Trading Desk Notes July 19, 2019Submitted by Polar Futures Group on July 19th, 2019
Summer Doldrums??? Gold surging to a new 6 year high up >$50 in 3 days, Silver up 8% on the week, major US share indices hitting new All Time Highs with buybacks on pace for another record year even as China/US trade talks stall, Crude oil down 10% on the week on signs that US/Iran will talk...even as the Rumble in the Gulf ramps up, and then there’s Williams’, “be aggressive early,” speech 2 weeks ahead of the FOMC meeting briefly driving odds of a July 50bp cut to 70%. Yikes!

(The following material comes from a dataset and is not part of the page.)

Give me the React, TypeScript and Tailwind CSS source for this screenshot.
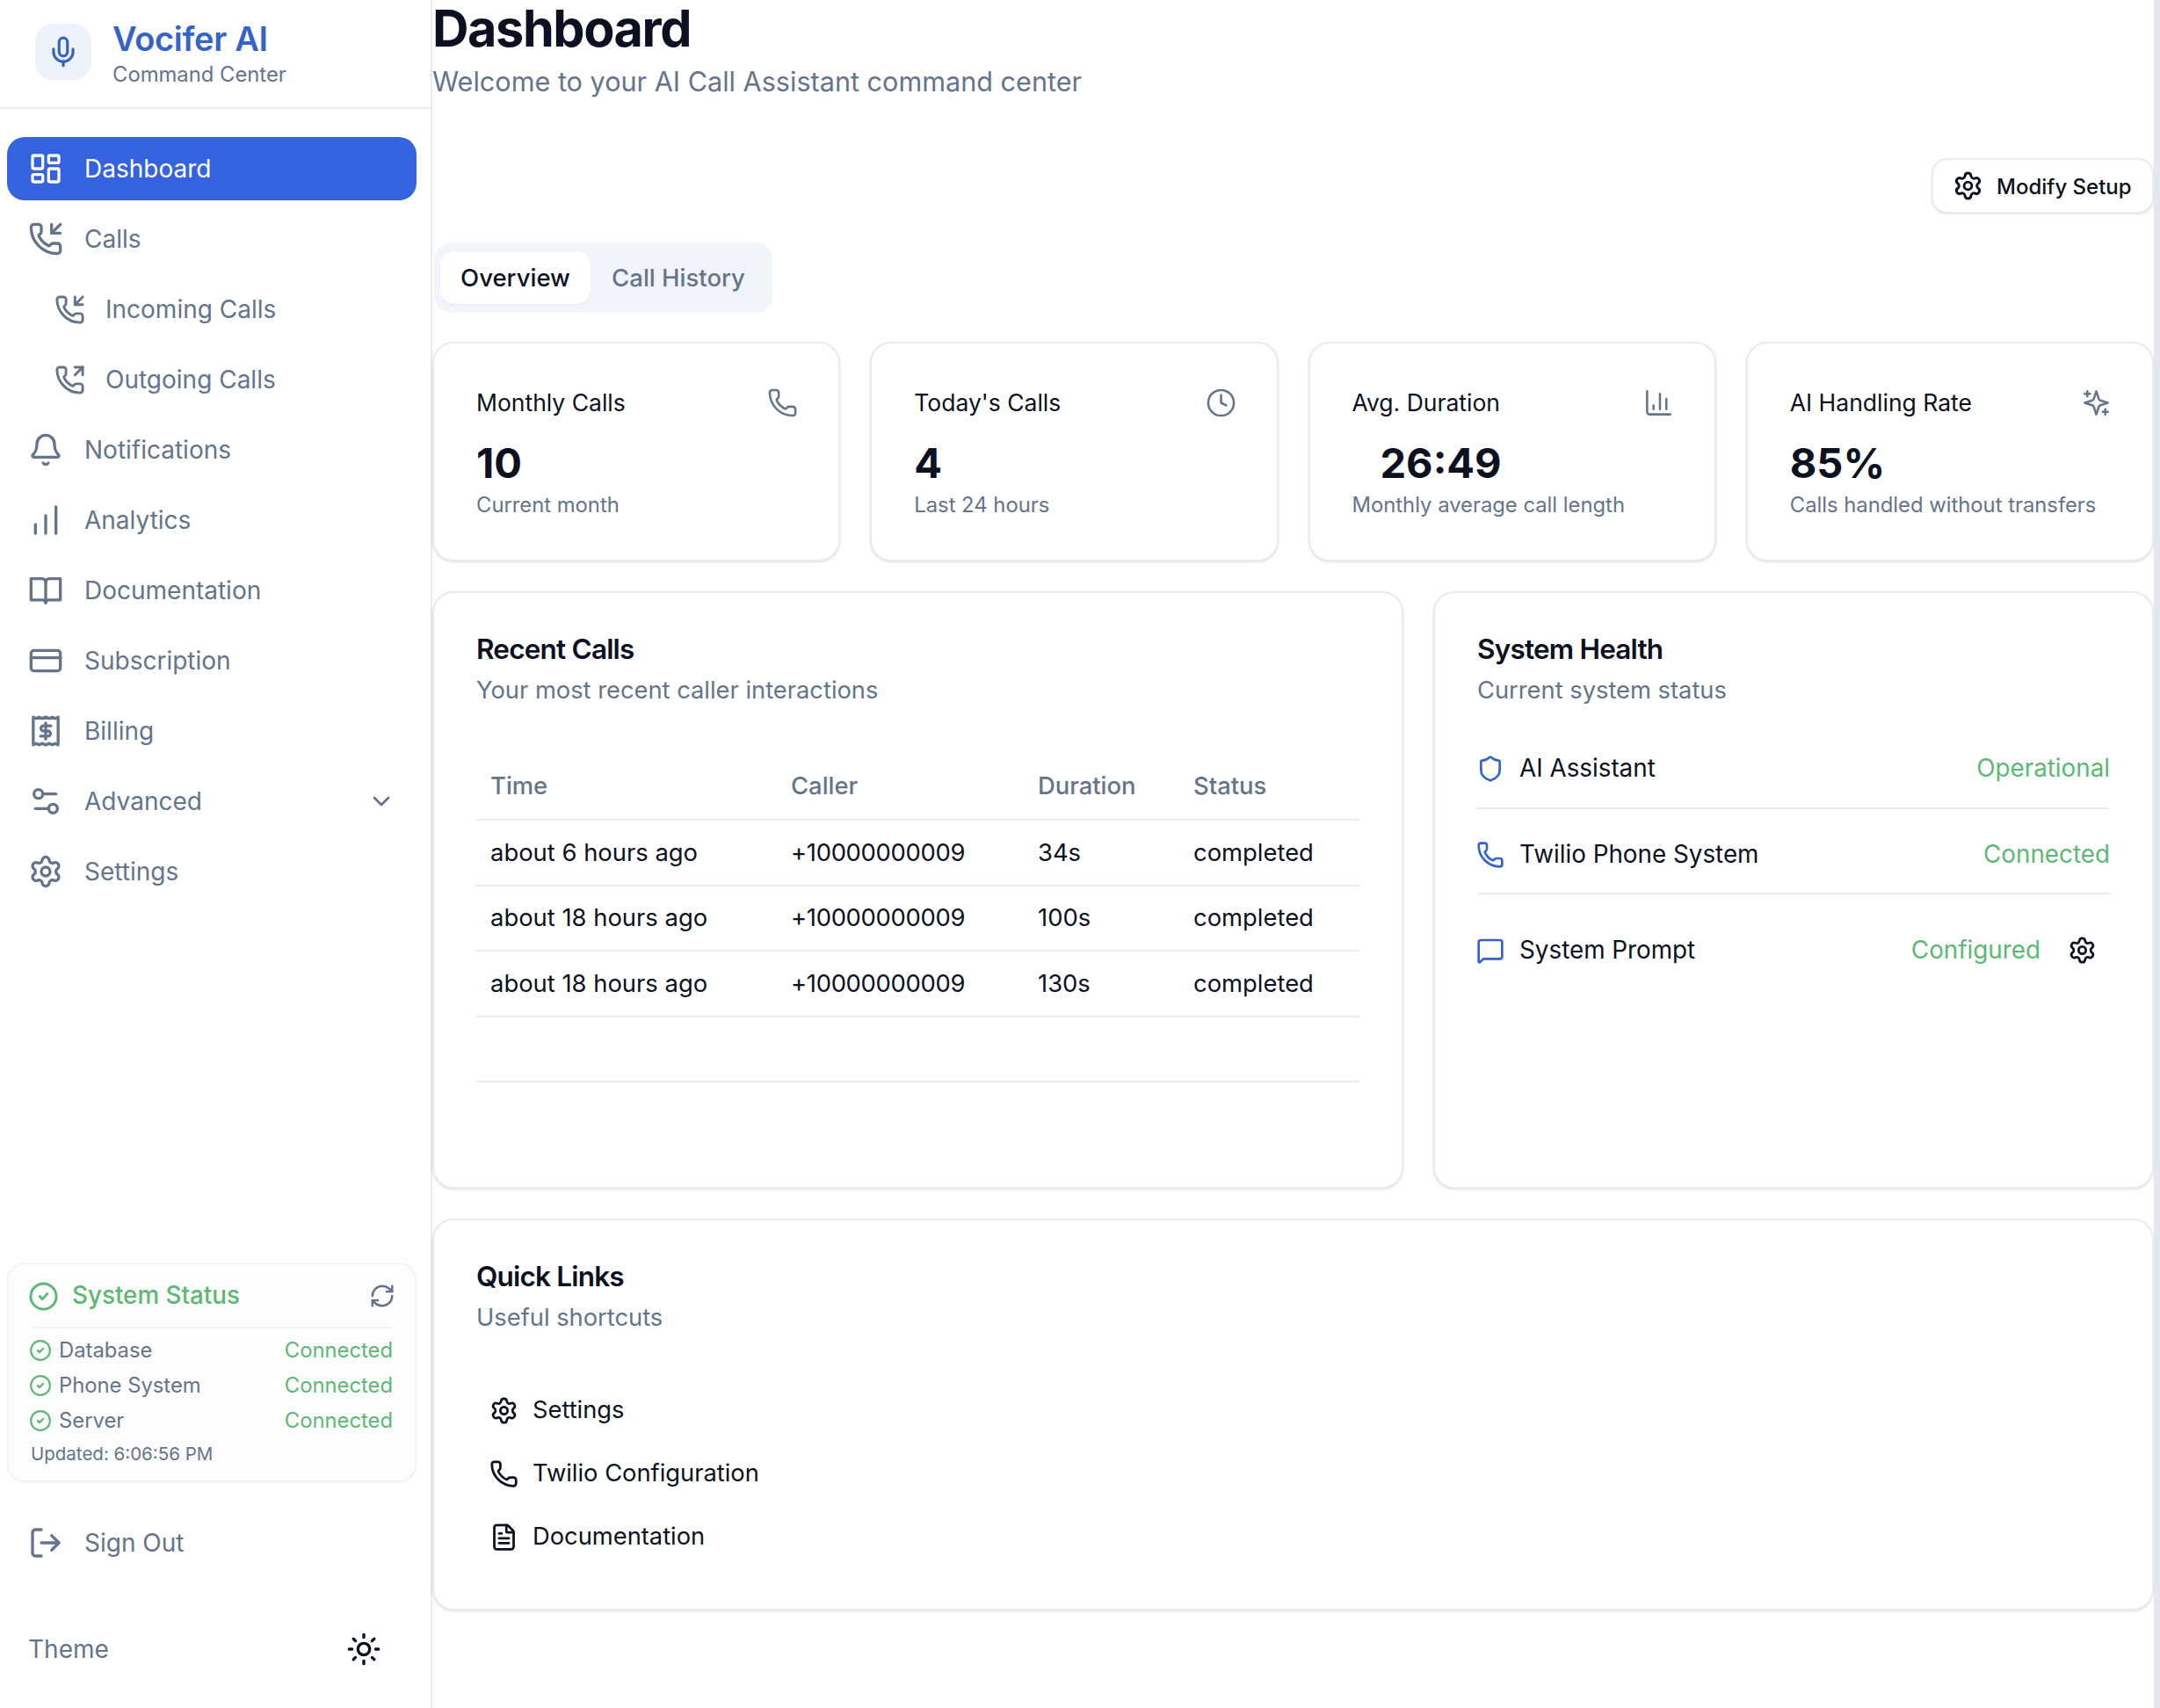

Gold rallied nearly $200 (16%) in 2 months with Comex open interest up 215,000 contracts (~50%) to a fresh 3 year high...with COT data showing speculators buying aggressively since the late May lows. Silver played “catch-up” with a vengeance this week jumping as much as $1.50 from last week’s close...but both metals corrected hard late Friday making this look like some kind of a blow-off top.
WTI crude oil had a $6.50 range between this week’s high and low...trading lower each passing day...to end the week at the lowest levels in a month down ~10% from last week’s close.
The currency markets were a “chopfest” this week...or a “tempest in a teapot” as they churned up and down within what seems to be an increasingly narrow range...surely we’re due for a breakout...one way or the other!
The Canadian dollar hit a 9 month high last week after rallying 3 cents off the end-of-May lows...but couldn’t make a new high this week...chopping back and forth within a ½ cent range. Open interest has surged ~65,000 contracts (CAD$6.5 Billion notional value) since June 19th with speculators buying aggressively...swinging from being net short to net long for the first time in 15 months. CAD mostly sustained it’s 3 cent rally this week even though WTI prices dropped ~10%...meaning that shrinking interest rate differentials with the USD and a “generally” weaker USD since late May have been the key drivers of the CAD rally (along with that aggressive spec buying!)
My trading “theme” for the past several weeks (see previous blogs) has been that the aggressive repricing of future interest rate expectations has been the “irresistible force” that has impacted all markets...and that this HUGE move has gone too far too fast and therefore we would see “mean reversion” trading opportunities across markets. Part of the “evidence” for this theme has been the MASSIVE flow of capital into all kinds of bond funds, new record highs in the amount of negative yielding bonds, negative yield curves, etc.
The end of the bond rally? Most runaway bull markets don’t just make a “Vee” shaped top and drop like a stone...there is almost always a failed bounce back following the initial break from the highs. That may be where we are on the bond chart if you see 157 as the top followed by an initial drop to 153. If the bounce back to 155 now rolls over and takes out 153 then we could see mean reversion trades showing up everywhere...not just in bonds.
My short term trading: I made money shorting WTI this week...gave a chunk of that back when I was stopped out of bullish USD trades (thanks to the “be aggressive early” speech from NY Fed president John Williams that drove the USD down) and had unrealized gains at the end of the week on short CAD and short S+P positions. I also remain short a nearby OTM WTI put that I had used to hedge my short WTI futures trades this week. If WTI is steady/better next week the premium should quickly evaporate out of that option...if WTI shows more weakness I’ll cover the position.
Trades I’m looking to make: If anything, it feels like the stage is set for volatility to jump. I’ll be looking at positioning risk for trading opportunities...meaning that I think a lot of recent positioning might have to be reversed...in the Bob Farrell sense of, “The public buys the most at the top!